[Rows from a dataset of pages and code]
* Start *
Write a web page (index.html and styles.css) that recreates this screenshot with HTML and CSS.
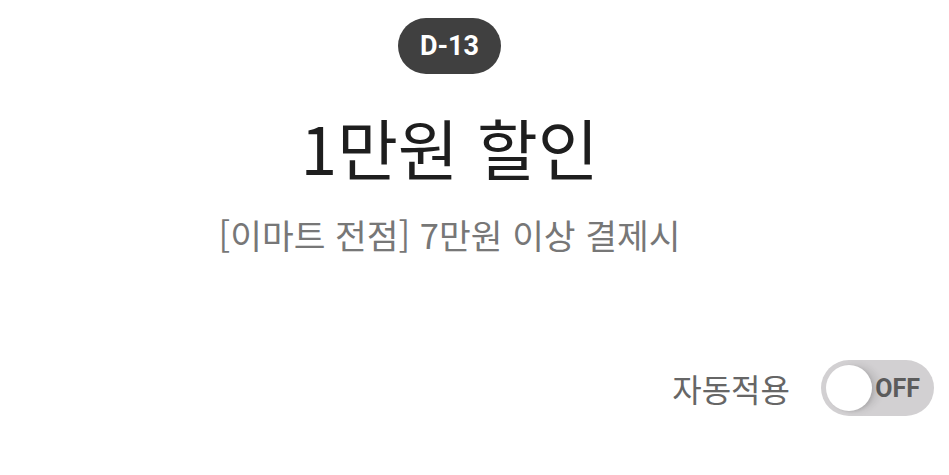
FILE: index.html
```html
<!DOCTYPE html>
<html lang="ko">
<head>
    <meta charset="UTF-8">
    <meta name="viewport" content="width=device-width, initial-scale=1.0">
    <title>쿠폰</title>
    <link rel="stylesheet" href="styles.css">
</head>
<body>
    <div class="coupon">
        <div class="coupon-info">
            <span class="d-day">D-13</span>
            <h1 class="coupon-title">1만원 할인</h1>
            <p class="coupon-desc">[이마트 전점] 7만원 이상 결제시</p>
        </div>
        <div class="auto-apply">
            <span class="auto-label">자동적용</span>
            <button class="toggle" type="button">
                <span class="toggle-knob"></span>
                <span class="toggle-text">OFF</span>
            </button>
        </div>
    </div>
</body>
</html>
```

FILE: styles.css
```css
body {
    margin: 0;
    padding: 0;
    background: #fff;
    font-family: "Noto Sans CJK KR", "Noto Sans", sans-serif;
    height: 100vh;
}

.coupon {
    height: 100%;
    display: flex;
    flex-direction: column;
}

.coupon-info {
    display: flex;
    flex-direction: column;
    align-items: center;
    padding: 18px 50px 0 0;
}

.d-day {
    display: inline-flex;
    align-items: center;
    height: 56px;
    padding: 0 22px;
    border-radius: 28px;
    background: #404040;
    color: #fff;
    font-family: Roboto, sans-serif;
    font-weight: 700;
    font-size: 27px;
}

.coupon-title {
    margin: 33px 0 0;
    font-size: 66px;
    font-weight: 400;
    line-height: 1.2;
    color: #1e1e1e;
}

.coupon-desc {
    margin: 28px 0 0;
    font-size: 34.5px;
    line-height: 1.2;
    color: #777;
}

.auto-apply {
    margin-top: auto;
    margin-bottom: 59px;
    padding-right: 15px;
    display: flex;
    justify-content: flex-end;
    align-items: center;
    gap: 31px;
}

.auto-label {
    font-size: 32px;
    color: #666;
}

.toggle {
    position: relative;
    width: 113px;
    height: 56px;
    border: none;
    border-radius: 28px;
    background: #d2d0d2;
    padding: 0 14px 0 0;
    display: flex;
    align-items: center;
    justify-content: flex-end;
    cursor: pointer;
}

/* knob casts a soft crescent to its right */
.toggle-knob {
    position: absolute;
    left: 5px;
    top: 5px;
    width: 46px;
    height: 46px;
    border-radius: 50%;
    background: #fff;
    box-shadow: 8px 0 6px rgba(0, 0, 0, 0.08), 2px 1px 3px rgba(0, 0, 0, 0.1);
}

.toggle-text {
    font-family: Roboto, sans-serif;
    font-weight: 700;
    font-size: 25px;
    color: #5c5c5c;
}
```
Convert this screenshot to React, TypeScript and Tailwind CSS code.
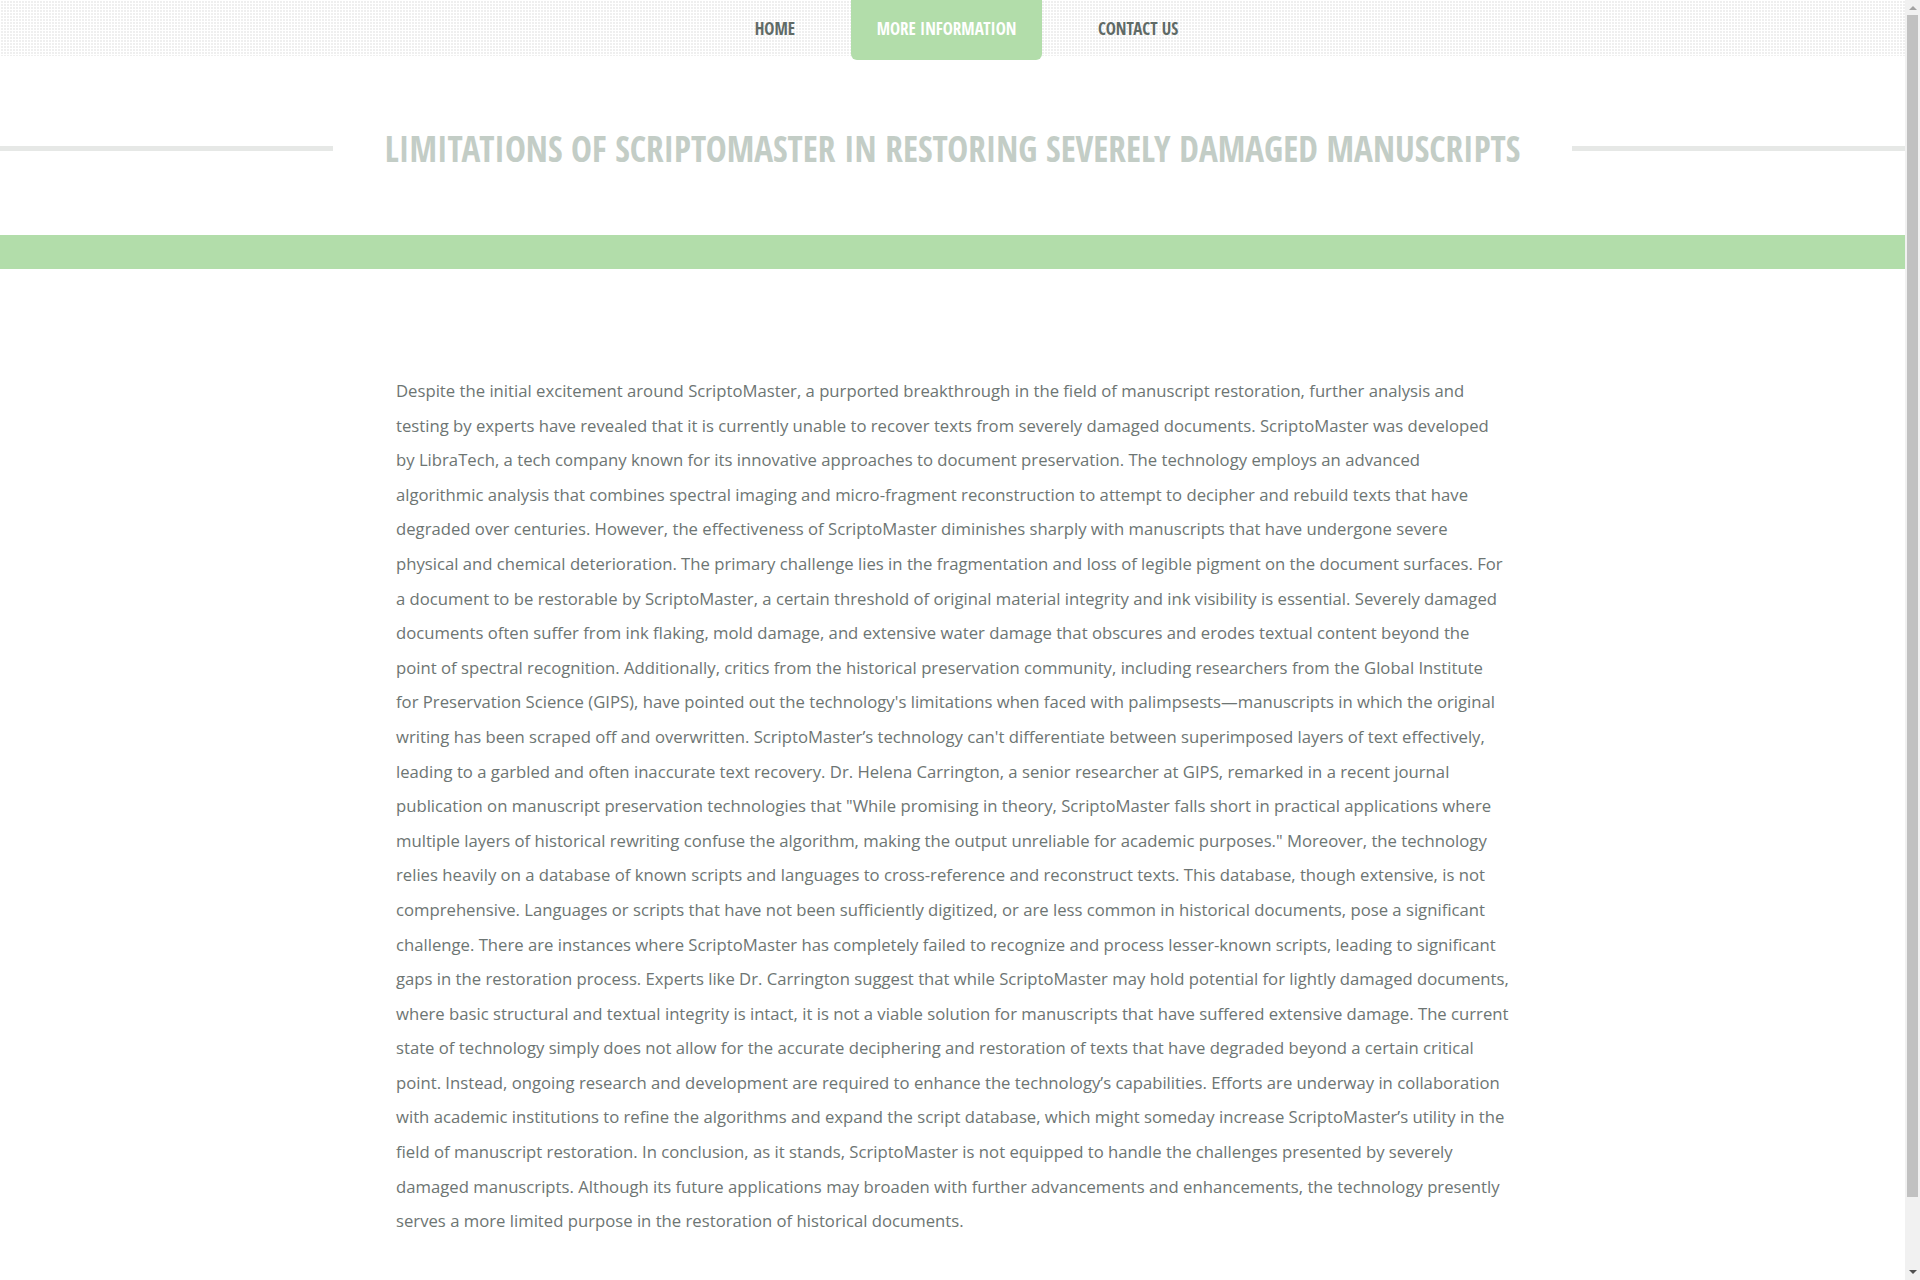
* End *
Your goal ▸ Leave out the pictures and output the rest of the material exactly as written.

The answer ▸
Write a web page (index.html and styles.css) that recreates this screenshot with HTML and CSS.
FILE: index.html
```html
<!DOCTYPE html>
<html lang="ko">
<head>
    <meta charset="UTF-8">
    <meta name="viewport" content="width=device-width, initial-scale=1.0">
    <title>쿠폰</title>
    <link rel="stylesheet" href="styles.css">
</head>
<body>
    <div class="coupon">
        <div class="coupon-info">
            <span class="d-day">D-13</span>
            <h1 class="coupon-title">1만원 할인</h1>
            <p class="coupon-desc">[이마트 전점] 7만원 이상 결제시</p>
        </div>
        <div class="auto-apply">
            <span class="auto-label">자동적용</span>
            <button class="toggle" type="button">
                <span class="toggle-knob"></span>
                <span class="toggle-text">OFF</span>
            </button>
        </div>
    </div>
</body>
</html>
```

FILE: styles.css
```css
body {
    margin: 0;
    padding: 0;
    background: #fff;
    font-family: "Noto Sans CJK KR", "Noto Sans", sans-serif;
    height: 100vh;
}

.coupon {
    height: 100%;
    display: flex;
    flex-direction: column;
}

.coupon-info {
    display: flex;
    flex-direction: column;
    align-items: center;
    padding: 18px 50px 0 0;
}

.d-day {
    display: inline-flex;
    align-items: center;
    height: 56px;
    padding: 0 22px;
    border-radius: 28px;
    background: #404040;
    color: #fff;
    font-family: Roboto, sans-serif;
    font-weight: 700;
    font-size: 27px;
}

.coupon-title {
    margin: 33px 0 0;
    font-size: 66px;
    font-weight: 400;
    line-height: 1.2;
    color: #1e1e1e;
}

.coupon-desc {
    margin: 28px 0 0;
    font-size: 34.5px;
    line-height: 1.2;
    color: #777;
}

.auto-apply {
    margin-top: auto;
    margin-bottom: 59px;
    padding-right: 15px;
    display: flex;
    justify-content: flex-end;
    align-items: center;
    gap: 31px;
}

.auto-label {
    font-size: 32px;
    color: #666;
}

.toggle {
    position: relative;
    width: 113px;
    height: 56px;
    border: none;
    border-radius: 28px;
    background: #d2d0d2;
    padding: 0 14px 0 0;
    display: flex;
    align-items: center;
    justify-content: flex-end;
    cursor: pointer;
}

/* knob casts a soft crescent to its right */
.toggle-knob {
    position: absolute;
    left: 5px;
    top: 5px;
    width: 46px;
    height: 46px;
    border-radius: 50%;
    background: #fff;
    box-shadow: 8px 0 6px rgba(0, 0, 0, 0.08), 2px 1px 3px rgba(0, 0, 0, 0.1);
}

.toggle-text {
    font-family: Roboto, sans-serif;
    font-weight: 700;
    font-size: 25px;
    color: #5c5c5c;
}
```
Convert this screenshot to React, TypeScript and Tailwind CSS code.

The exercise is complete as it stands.